How A Passion For Products Created A Filthy Success Story


It takes the best quality ingredients to create the best possible cocktail experience, including the garnish. And an obsession with producing the best cocktail garnishes in the world led Daniel Singer to launch his Miami-based business, Filthy Food.

From its humble beginnings, with products being sold from the trunk of Singer’s car, one bar at a time, Filthy is now served by top bars, restaurants and hotels all over the world.

The British-born entrepreneur moved to the U.S. at the age of 18. By his own admission, things hadn’t gone well at school; he had also struggled with dyslexia and needed a fresh start. One of the first jobs he took was in a meat business.

He says: “It was in that environment, in the highly commoditized nature of the meat business, where I learned a lot about what sort of businesses I didn’t want to be involved in and the type of culture I would never want to have.”

In 2007 Singer finally found what he was looking for. He realized that some of the best bars and hotels were making cocktails, but using poor quality, very commoditized garnishes, specifically, olives.

“There was a huge desire among those working in hospitality, the bartenders, who love and take pride in their jobs, to give people their best experience,” he says. “It was in this little area of darkness, with all these substandard olive garnishes, I saw it incredibly brightly; a huge business opportunity, and I decided to explore it.”

In 2009 he teamed up with his brother Marc, a documentary maker, who’d just arrived back from Iraq, and together they launched Filthy Foods, a name originating from Singer’s childhood.

“When I was a little kid, I would play outside in the pouring rain and come home covered head to toe in mud, and my mother would say, ‘you’re filthy!’” he says. “I chose that as the business name because it reflects that joy of being completely immersed in the pleasure of what you are doing, getting filthy and loving it.”

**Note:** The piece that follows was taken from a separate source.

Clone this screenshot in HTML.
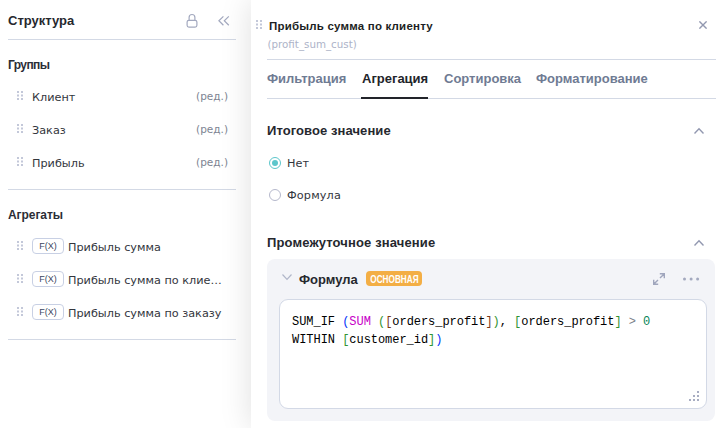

Singer and his brother set off on a voyage of discovery to find the best olives in the world, a two-year expedition across Europe, sampling over 200 varieties of cultivatable olives.

“Growing up, Marc and I rebelled against each other, so this journey was an opportunity to reconnect, to see if we could build something,” says Singer. “It was as much about finding the best olives as it was about the two of us falling in love again as brothers, celebrating each other’s strengths, supporting each other’s weaknesses, and making the idea work.”

On returning to the U.S., they spent three years going bar to bar with backpacks full of jars. Eventually, the bartender-driven, word-of-mouth brand got its first distributor and had a presence in major hotel brands, airlines, and cruise operators within a few years.

However, Singer had to look beyond one or two strong products to break through as a brand. It had to be around what drinks people were consuming in the cocktail space at high volumes and how Filthy could be part of those stories.

“The U.S. cocktail consumption market is so diverse,” he says. “We were doing great with vodka martinis and Bloody Marys, but what about people who drank margaritas or whiskey cocktails, like Manhattan’s and Old Fashioneds? To make Filthy the standard garnishing for all those drinks, we had to be more than simply a product company. Filthy had to become a partner company for whatever drinks you were serving.”

Singer’s sights were also set on making Filthy a global business, but in 2020 when the pandemic struck and almost overnight shut the hospitality industry down, he saw an opportunity to rethink where the brand was going.

He says: “We launched a range of new products, including Bloody Mary and Margarita mixes in sustainable packaging, so people could still enjoy cocktails at home. While supply chain challenges were happening globally, we focused on the U.S. market and strengthening the partnerships we’d built in the business.”

As the pandemic subsided, Singer’s global aspirations were reignited, as the brand made headway in the travel industries, including cruise operators and airlines, channels that provided global reach and the opportunity to gain a foothold in key markets such as the U.K., Europe and Asia.

The business is turning over $20 million, which Singer expects to triple within three years, and has yet to seek any external investment. And for all of Filthy’s commercial success, he has never lost sight of the fact that quality products and ambitious plans are only part of the success story.

He says: “When you look at the most successful brands in the world, it’s rarely just about the physical product. It’s about passion. Yes, our products are beautiful, honest, and consistently high quality, but the love that’s gone into them makes the difference, and I want people to feel that love.”